To develop some intuition as to how ICA accomplishes this feat, consider the following two-dimensional situation with two uniformly distributed independent variables, $u_x,u_y \sim \mathcal{U}[0,1]$. Suppose we apply the following orthogonal rotation matrix to these variables,
$$ \begin{bmatrix} u_x^\prime \\\ u_y^\prime \end{bmatrix}= \begin{bmatrix} \cos(\phi) & -\sin(\phi) \\\ \sin(\phi) & \cos(\phi) \end{bmatrix} \begin{bmatrix} u_x \\\ u_y \end{bmatrix} $$The left panel shows two classes labeled on the $u_x,u_y$ uniformly independent random variables. The right panel shows these random variables after a rotation, which removes their mutual independence and makes it hard to separate the two classes along the coordinate directions.
The so-rotated variables $u_x^\prime,u_y^\prime$ are no longer independent, as shown in Figure. Thus, one way to think about ICA is as a search through orthogonal matrices so that the independence is restored. This is where the prohibition against Gaussian distributions arises. The two dimensional Gaussian distribution of independent variables is proportional the following,
$$ f(\mathbf{x})\propto\exp(-\frac{1}{2}\mathbf{x}^T \mathbf{x}) $$Now, if we similarly rotated the $\mathbf{x}$ vector as,
$$ \mathbf{y} = \mathbf{Q} \mathbf{x} $$the resulting density for $\mathbf{y}$ is obtained by plugging in the following,
$$ \mathbf{x} = \mathbf{Q}^T \mathbf{y} $$because the inverse of an orthogonal matrix is its transpose, we obtain
$$ f(\mathbf{y})\propto\exp(-\frac{1}{2}\mathbf{y}^T \mathbf{Q}\mathbf{Q}^T \mathbf{y})=\exp(-\frac{1}{2}\mathbf{y}^T \mathbf{y}) $$In other words, the transformation is lost on the $\mathbf{y}$ variable. This means that ICA cannot search over orthogonal transformations if it is blind to them, which explains the restriction of Gaussian random variables. Thus, ICA is a method that seeks to maximize the non-Gaussian-ness of the transformed random variables. There are many methods to doing this, some of which involve cumulants and others that use the negentropy,
$$ \mathcal{J}(Y) = \mathcal{H}(Z)-\mathcal{H}(Y) $$where $\mathcal{H}(Z)$ is the information entropy of the Gaussian random variable $Z$ that has the same variance as $Y$. Further details would take us beyond our scope, but that is the outline of how the FastICA algorithm works.
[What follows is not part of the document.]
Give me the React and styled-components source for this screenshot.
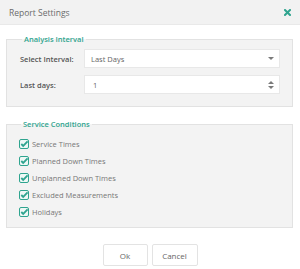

The implementation of this method in Scikit-learn includes two different ways of extracting more than one independent source component. The deflation method iteratively extracts one component at a time using a incremental normalization step. The parallel method also uses the single-component method but carries out normalization of all the components simultaneously, instead of for just the newly computed component. Because ICA extracts independent components, a whitening step is used beforehand to balance the correlated components from the data matrix. Whereas PCA returns uncorrelated components along dimensions optimal for Gaussian random variables, ICA returns components that are as far from the Gaussian density as possible.
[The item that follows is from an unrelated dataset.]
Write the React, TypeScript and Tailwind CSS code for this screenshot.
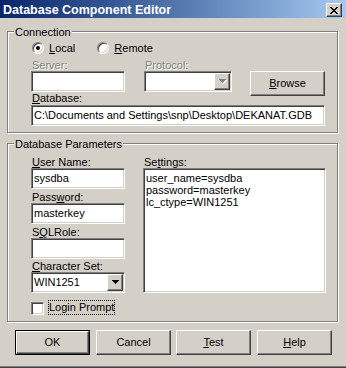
import React from "react";

const sunken =
  "bg-white border border-t-[#808080] border-l-[#808080] border-b-white border-r-white shadow-[inset_1px_1px_0_#404040,inset_-1px_-1px_0_#d4d0c8]";
const raised =
  "bg-[#d4d0c8] border border-t-white border-l-white border-b-[#404040] border-r-[#404040] shadow-[inset_-1px_-1px_0_#808080]";
const etched =
  "border border-[#808080] shadow-[inset_1px_1px_0_#fff,1px_1px_0_#fff]";
const disabledText = "text-[#808080] [text-shadow:1px_1px_0_#fff]";

const Arrow = ({ disabled }: { disabled?: boolean }) => (
  <svg width="8" height="5" viewBox="0 0 8 5" shapeRendering="crispEdges">
    {disabled && (
      <g fill="#fff" transform="translate(1,1)">
        <rect x="0" y="0" width="7" height="1" />
        <rect x="1" y="1" width="5" height="1" />
        <rect x="2" y="2" width="3" height="1" />
        <rect x="3" y="3" width="1" height="1" />
      </g>
    )}
    <g fill={disabled ? "#808080" : "#000"}>
      <rect x="0" y="0" width="7" height="1" />
      <rect x="1" y="1" width="5" height="1" />
      <rect x="2" y="2" width="3" height="1" />
      <rect x="3" y="3" width="1" height="1" />
    </g>
  </svg>
);

const CloseGlyph = () => (
  <svg width="8" height="7" viewBox="0 0 8 7" shapeRendering="crispEdges" fill="#000">
    <rect x="0" y="0" width="2" height="1" />
    <rect x="6" y="0" width="2" height="1" />
    <rect x="1" y="1" width="2" height="1" />
    <rect x="5" y="1" width="2" height="1" />
    <rect x="2" y="2" width="4" height="1" />
    <rect x="3" y="3" width="2" height="1" />
    <rect x="2" y="4" width="4" height="1" />
    <rect x="1" y="5" width="2" height="1" />
    <rect x="5" y="5" width="2" height="1" />
    <rect x="0" y="6" width="2" height="1" />
    <rect x="6" y="6" width="2" height="1" />
  </svg>
);

const Radio = ({ checked }: { checked?: boolean }) => (
  <div className="w-[12px] h-[12px] rounded-full bg-white border border-t-[#808080] border-l-[#808080] border-b-white border-r-white shadow-[inset_1px_1px_0_#404040,inset_-1px_-1px_0_#d4d0c8] flex items-center justify-center">
    {checked && <div className="w-[4px] h-[4px] rounded-full bg-black" />}
  </div>
);

const Edit = ({ value, w }: { value?: string; w: string }) => (
  <div className={`${sunken} ${w} h-[21px] flex items-center pl-[2px] whitespace-nowrap`}>
    {value}
  </div>
);

const Combo = ({ value, w, disabled }: { value?: string; w: string; disabled?: boolean }) => (
  <div className={`${sunken} ${w} h-[21px] flex p-[1px]`}>
    <div className="flex-1 pl-[1px] leading-[17px]">{value}</div>
    <div className={`${raised} w-[16px] h-[17px] flex items-center justify-center pl-[1px]`}>
      <Arrow disabled={disabled} />
    </div>
  </div>
);

const Button = ({ children, w = "w-[75px]", def }: { children: React.ReactNode; w?: string; def?: boolean }) =>
  def ? (
    <div className={`${w} h-[25px] border border-black flex`}>
      <div className={`${raised} flex-1 flex items-center justify-center`}>{children}</div>
    </div>
  ) : (
    <div className={`${raised} ${w} h-[25px] flex items-center justify-center`}>{children}</div>
  );

const Label = ({ children, className = "" }: { children: React.ReactNode; className?: string }) => (
  <div className={`h-[12px] leading-[12px] pl-px whitespace-nowrap ${className}`}>{children}</div>
);

export default function App() {
  return (
    <div className="w-[346px] h-[368px] bg-[#d4d0c8] flex flex-col font-['Liberation_Sans',Arial,sans-serif] text-[11px] leading-[13px] text-black border-b border-b-[#404040] shadow-[inset_0_-1px_0_#808080] overflow-hidden">
      {/* title bar */}
      <div className="h-[18px] flex items-start bg-linear-to-r from-[#0a246a] to-[#a6caf0]">
        <span className="mt-[3px] ml-[3px] leading-[14px] text-[12.5px] font-bold text-white">
          Database Component Editor
        </span>
        <div className={`${raised} ml-auto mt-[3px] mr-[4px] w-[16px] h-[14px] flex items-center justify-center`}>
          <CloseGlyph />
        </div>
      </div>

      <div className="px-[7px] flex flex-col">
        {/* Connection */}
        <div className={`${etched} mt-[13px] w-[331px] h-[102px] flex flex-col`}>
          <span className="self-start -mt-[6px] ml-[6px] px-[1px] bg-[#d4d0c8]">Connection</span>
          <div className="pl-[23px] flex flex-col">
            <div className="mt-[3px] ml-px flex items-start h-[13px]">
              <Radio checked />
              <span className="ml-[5px]">
                <u>L</u>ocal
              </span>
              <div className="ml-[22px]">
                <Radio />
              </div>
              <span className="ml-[5px]">
                <u>R</u>emote
              </span>
            </div>
            <div className="mt-[4px] flex">
              <Label className={`w-[113px] ${disabledText}`}>Server:</Label>
              <Label className={disabledText}>Protocol:</Label>
            </div>
            <div className="h-[21px] flex items-start">
              <Edit w="w-[94px]" />
              <div className="ml-[19px]">
                <Combo w="w-[88px]" disabled />
              </div>
              <div className="ml-[18px]">
                <Button>
                  <span>
                    <u>B</u>rowse
                  </span>
                </Button>
              </div>
            </div>
            <div className="h-[13px] pl-px">
              <u>D</u>atabase:
            </div>
            <Edit w="w-[294px]" value="C:\Documents and Settings\snp\Desktop\DEKANAT.GDB" />
          </div>
        </div>

        {/* Database Parameters */}
        <div className={`${etched} mt-[10px] w-[331px] h-[179px] flex flex-col`}>
          <span className="self-start -mt-[6px] ml-[6px] px-[1px] bg-[#d4d0c8]">Database Parameters</span>
          <div className="pl-[23px] mt-[5px] flex items-start">
            <div className="w-[94px] flex flex-col">
              <Label>
                <u>U</u>ser Name:
              </Label>
              <Edit w="w-[94px]" value="sysdba" />
              <Label className="mt-[2px]">
                Pass<u>w</u>ord:
              </Label>
              <Edit w="w-[94px]" value="masterkey" />
              <Label className="mt-[2px]">
                S<u>Q</u>LRole:
              </Label>
              <Edit w="w-[94px]" />
              <Label className="mt-[1px]">
                <u>C</u>haracter Set:
              </Label>
              <Combo w="w-[94px]" value="WIN1251" />
              <div className="mt-[7px] flex items-end">
                <div className={`${sunken} w-[13px] h-[13px]`} />
                <span className="ml-[4px] border border-dotted border-black leading-[13px]">Login Prompt</span>
              </div>
            </div>
            <div className="ml-[18px] w-[183px] flex flex-col">
              <Label>
                Se<u>t</u>tings:
              </Label>
              <div className={`${sunken} h-[125px] pl-[2px] pt-[3px] leading-[12px]`}>
                <div>user_name=sysdba</div>
                <div>password=masterkey</div>
                <div>lc_ctype=WIN1251</div>
              </div>
            </div>
          </div>
        </div>

        {/* buttons */}
        <div className="mt-[8px] ml-[8px] flex">
          <Button def>OK</Button>
          <div className="ml-[6px]">
            <Button>Cancel</Button>
          </div>
          <div className="ml-[5px]">
            <Button>
              <span>
                <u>T</u>est
              </span>
            </Button>
          </div>
          <div className="ml-[6px]">
            <Button>
              <span>
                <u>H</u>elp
              </span>
            </Button>
          </div>
        </div>
      </div>
    </div>
  );
}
The left panel on Figure shows the orignal uniform random sources. The white and black colors distinguish between two classes. The right panel shows the mixture of these sources, which is what we observe as input features. The top row of Figure shows the PCA (left) and ICA (right) transformed data spaces. Notice that ICA is able to un-mix the two random sources whereas PCA transforms along the dominant diagonal. Because ICA is able to preserve the class membership, the data space can be reduced to two non-overlapping sections, as shown. However, PCA cannot achieve a similiar separation because the classes are mixed along the dominant diagonal that PCA favors as the main component in the decomposition.
The panel on the top left shows two classes in a plane after a rotation. The bottom left panel shows the result of dimensionality reduction using PCA, which causes mixing between the two classes. The top right panel shows the ICA transformed output and the lower right panel shows that, because ICA was able to un-rotate the data, the lower dimensional data maintains the separation between the classes.
For a good principal component analysis treatment, see [richert2013building], [alpaydin2014introduction], [cuesta2013practical], and [izenman2008modern]. Independent Component Analysis is discussed in more detail in [hyvarinen2004independent].